From the command line, we ran Indexer against a local working directory including Lucene's own source code. We instructed Indexer to index files under the /lucene directory and store the Lucene index in the build/index directory:
% java lia.meetlucene.Indexer build/index/luceneIndexing /lucene/build/test/TestDoc/test.txtIndexing /lucene/build/test/TestDoc/test2.txtIndexing /lucene/BUILD.txtIndexing /lucene/CHANGES.txtIndexing /lucene/LICENSE.txtIndexing /lucene/README.txtIndexing /lucene/src/jsp/README.txtIndexing /lucene/src/test/org/apache/lucene/analysis/ru/ stemsUnicode.txtIndexing /lucene/src/test/org/apache/lucene/analysis/ru/test1251.txtIndexing /lucene/src/test/org/apache/lucene/analysis/ru/testKOI8.txtIndexing /lucene/src/test/org/apache/lucene/analysis/ru/ testUnicode.txtIndexing /lucene/src/test/org/apache/lucene/analysis/ru/ wordsUnicode.txtIndexing /lucene/todo.txtIndexing 13 files took 2205 milliseconds
Indexer prints out the names of files it indexes, so you can see that it indexes only files with the .txt extension.
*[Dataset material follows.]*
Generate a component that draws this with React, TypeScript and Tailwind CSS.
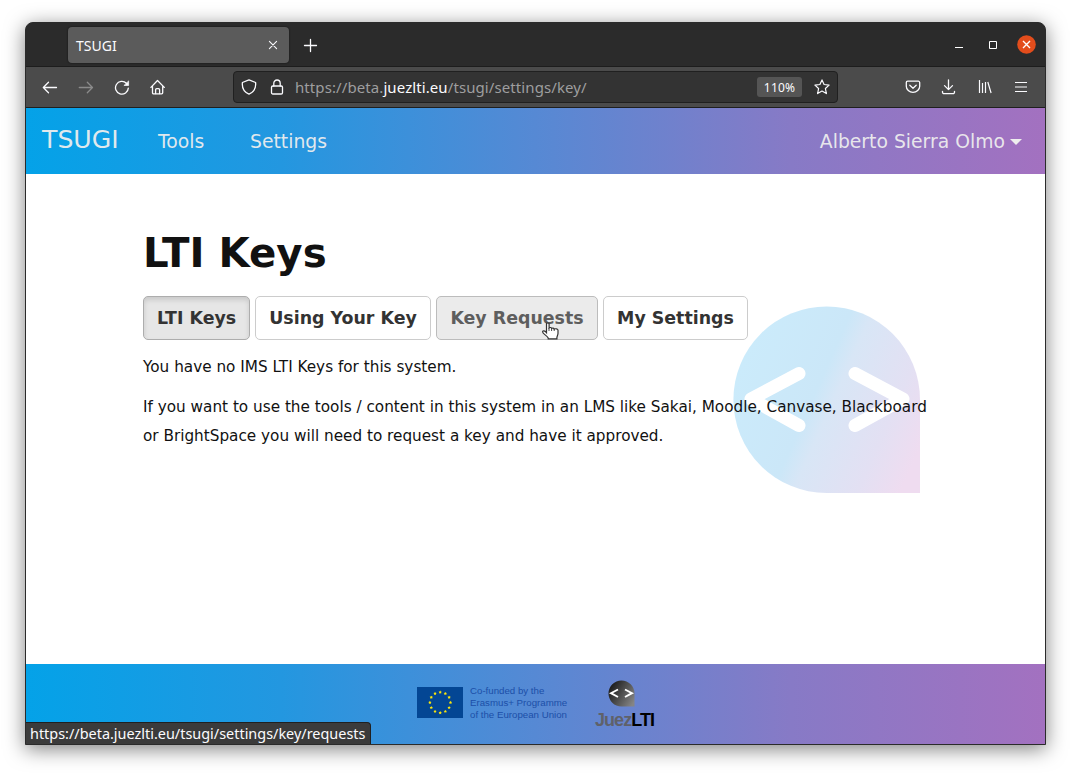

Note: If you're running this application on a Windows platform command shell, you need to adjust the command line's directory and path separators. The Windows command line is java build/index c:\lucene.
When it completes indexing, Indexer prints out the number of files it indexed and the time it took to do so. Because the reported time includes both file-directory traversal and indexing, you shouldn't consider it an official performance measure. In our example, each of the indexed files was small, but roughly two seconds to index a handful of text files is reasonably impressive.
Indexing speed is a concern, and we cover it in chapter 2. But generally, searching is of even greater importance.